Designers offer ambitious concepts for remaking Madison's Lake Monona waterfront

GRAEF is proud to partner with Sasaki on this historic design competition. 

Three renowned design teams are offering ambitious plans to reimagine the Lake Monona Waterfront between Olin Park and Williamson Street.

The three finalists in a city design competition — Agency Landscape + Planning of Cambridge, Massachusetts; James Corner Field Operations of New York; and Sasaki of Denver — are proposing common themes like ecological restoration of the lake edge while offering starkly different ideas to dramatically transform the heavily used but bland lakefront into a destination for both visitors and residents.

The city’s competition asked designers to come up with a master plan to better connect Capitol Square and nearby neighborhoods to the lake, improve water quality and aquatic habitat, celebrate Frank Lloyd Wright’s architectural legacy and preserve the lake’s cultural history.
“I am excited that Madisonians will get to see the presentations from the three design teams,” Mayor Satya Rhodes-Conway said. “It is a chance to envision a new waterfront and tell the city what elements they think are most important.”
Sasaki’s plan would prioritize an ecologically vibrant waterfront with green infrastructure like raingardens and wetlands.
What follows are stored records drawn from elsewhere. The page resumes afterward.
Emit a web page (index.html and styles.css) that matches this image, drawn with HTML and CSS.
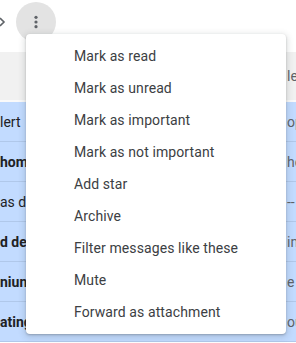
FILE: index.html
```html
<!DOCTYPE html>
<html>
<head>
<meta charset="utf-8">
<link rel="stylesheet" href="styles.css">
</head>
<body>
<div class="page">
  <div class="toolbar">
    <svg class="chev" width="12" height="12" viewBox="0 0 12 12"><path d="M2 2 L6 6 L2 10" fill="none" stroke="#5f6368" stroke-width="1.6"/></svg>
    <div class="more">
      <svg width="18" height="18" viewBox="0 0 18 18"><circle cx="9" cy="4.3" r="1.6" fill="#5f6368"/><circle cx="9" cy="9" r="1.6" fill="#5f6368"/><circle cx="9" cy="13.7" r="1.6" fill="#5f6368"/></svg>
    </div>
  </div>
  <div class="band">
    <span class="left"></span><span class="right">le</span>
  </div>
  <div class="rows">
    <div class="row"><span class="left">lert</span><span class="right">op</span></div>
    <div class="row unread"><span class="left">hom</span><span class="right">he</span></div>
    <div class="row"><span class="left">as d</span><span class="right">--</span></div>
    <div class="row unread"><span class="left">d de</span><span class="right">in</span></div>
    <div class="row unread"><span class="left">niun</span><span class="right">e</span></div>
    <div class="row unread"><span class="left">ating</span><span class="right">ou</span></div>
  </div>
</div>
<ul class="menu">
  <li>Mark as read</li>
  <li>Mark as unread</li>
  <li>Mark as important</li>
  <li>Mark as not important</li>
  <li>Add star</li>
  <li>Archive</li>
  <li>Filter messages like these</li>
  <li>Mute</li>
  <li>Forward as attachment</li>
</ul>
</body>
</html>
```
FILE: styles.css
```css
html, body {
  margin: 0;
  padding: 0;
}
body {
  width: 296px;
  height: 343px;
  overflow: hidden;
  position: relative;
  background: #fff;
  font-family: Roboto, "Liberation Sans", Arial, sans-serif;
  font-size: 14px;
  color: #202124;
}
.page {
  display: flex;
  flex-direction: column;
}
.toolbar {
  height: 52px;
  display: flex;
  align-items: flex-start;
}
.chev {
  margin-left: -2px;
  margin-top: 16px;
}
.more {
  margin-left: 6px;
  margin-top: 2px;
  width: 40px;
  height: 40px;
  border-radius: 50%;
  background: #e3e3e3;
  display: flex;
  align-items: center;
  justify-content: center;
}
.band {
  height: 48px;
  background: #f1f1f1;
  border-bottom: 2px solid #fafafa;
  display: flex;
  align-items: center;
}
.left {
  width: 287px;
  flex: none;
  white-space: nowrap;
  overflow: hidden;
}
.right {
  color: #5f6368;
  white-space: nowrap;
}
.rows {
  display: flex;
  flex-direction: column;
}
.row {
  height: 40px;
  box-sizing: border-box;
  background: #c2dbff;
  border-bottom: 1px solid #b0c8ea;
  display: flex;
  align-items: center;
}
.row.unread .left {
  font-weight: 700;
}
.menu {
  position: absolute;
  left: 26px;
  top: 34px;
  width: 260px;
  margin: 0;
  padding: 6px 0;
  list-style: none;
  background: #fff;
  border-radius: 4px;
  box-shadow: 0 2px 6px 2px rgba(60,64,67,.15), 0 1px 2px rgba(60,64,67,.3);
}
.menu li {
  height: 32px;
  line-height: 32px;
  padding-left: 48px;
  color: #3c4043;
  font-size: 14px;
  letter-spacing: 0.1px;
  white-space: nowrap;
}
```
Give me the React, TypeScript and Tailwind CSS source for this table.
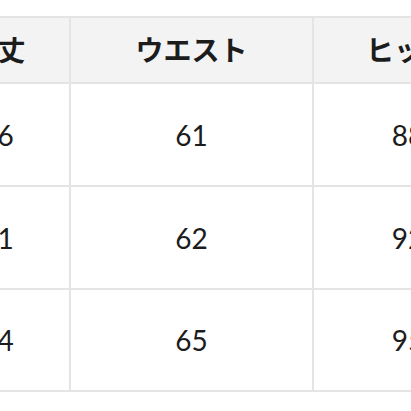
import { Fragment } from "react";

const rows = [
  { length: "76", waist: "61", hip: "88" },
  { length: "81", waist: "62", hip: "92" },
  { length: "84", waist: "65", hip: "95" },
];

export default function App() {
  return (
    <div
      className="w-[411px] h-[411px] overflow-hidden bg-white pt-[16px]"
      style={{ fontFamily: 'Lato, "Noto Sans CJK JP", sans-serif' }}
    >
      <div className="-ml-[76px] w-[580px] grid grid-cols-[143px_241px_188px] grid-rows-[64px_101px_101px_100px] gap-[2px] p-[2px] bg-[#e4e4e4] text-[#1c1c1c]">
        {["総丈", "ウエスト", "ヒップ"].map((h) => (
          <div
            key={h}
            className="bg-[#f3f3f3] flex items-center justify-center text-[28px] font-bold"
          >
            {h}
          </div>
        ))}
        {rows.map((r) => (
          <Fragment key={r.waist}>
            <div className="bg-white flex items-center justify-center text-[28px]">
              {r.length}
            </div>
            <div className="bg-white flex items-center justify-center text-[28px]">
              {r.waist}
            </div>
            <div className="bg-white flex items-center justify-center text-[28px]">
              {r.hip}
            </div>
          </Fragment>
        ))}
      </div>
    </div>
  );
}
It then divides the site into four districts. One of the districts, “Law Park Ledge” to the east of Monona Terrace, would include a new park over John Nolen Drive, an amphitheater, boat house and restaurant.
“I am excited that we are at this point,” city parks superintendent Eric Knepp said. “Each design demonstrates a vision for this public space that improves the experience at a human scale. “They each have thoughtful approaches to improving access and addressing the grade separation between Downtown and the lakeshore. They each demonstrate the community’s desire to see the space utilized in a variety of ways.”

‘Voices of the Lake’

Sasaki’s plan, “Voices of the Lake,” would emphasize an ecologically vibrant lakefront with green infrastructure like raingardens and wetlands and seek to create stronger connections between the lake and Downtown and nearby neighborhoods with improved intersections, widened walking paths and separated bike lanes.

The plan features a “story walk” with elements like sidewalk graphics and quotes on walls along the project site’s four districts.

“Law Park Ledge,” to the east of Monona Terrace, would include a new park over John Nolen Drive with amphitheater, boat house and community center, restaurant, outdoor event space, beach and swimming.

“Lake Lounge,” to the west of the convention center, would showcase the lake edge with new areas for food trucks and a new bridge system to the state Capitol. The “Community Causeway” seeks to make John Nolen Drive safer for pedestrians by reducing traffic speed and improving bike and pedestrian crossings while using raingardens and wetlands to clean stormwater coming from the roadway.

“Olin Overlook” features a nature center, a raised boardwalk, additional trees and wildflower plantings, an interpretive nature trail and vistas of the city’s skyline.

“I am very pleased that each of the teams created designs that were responsive to the direction provided by the city and Ad Hoc Committee through the process to date,” Knepp said. “The designs will certainly spark dialogue and conversation about how we should move forward.”

The Lake Monona Waterfront Project is tied to the city’s transformation of a two-story building and 3.65 acres of shoreline next to Olin Park, purchased by the city in 2019, into a community amenity with Parks Division offices; the reconstruction of John Nolen Drive, slated for 2026; and creation of a “Destination District” around the Alliant Energy Center, aimed at connecting the South Side to the lake and Downtown.

“The Lake Monona Waterfront Master Plan will guide the design and development of this part of the lakefront for decades to come, so it’s important that we get good feedback now about how to make the waterfront accessible to our whole community,” Rhodes-Conway said.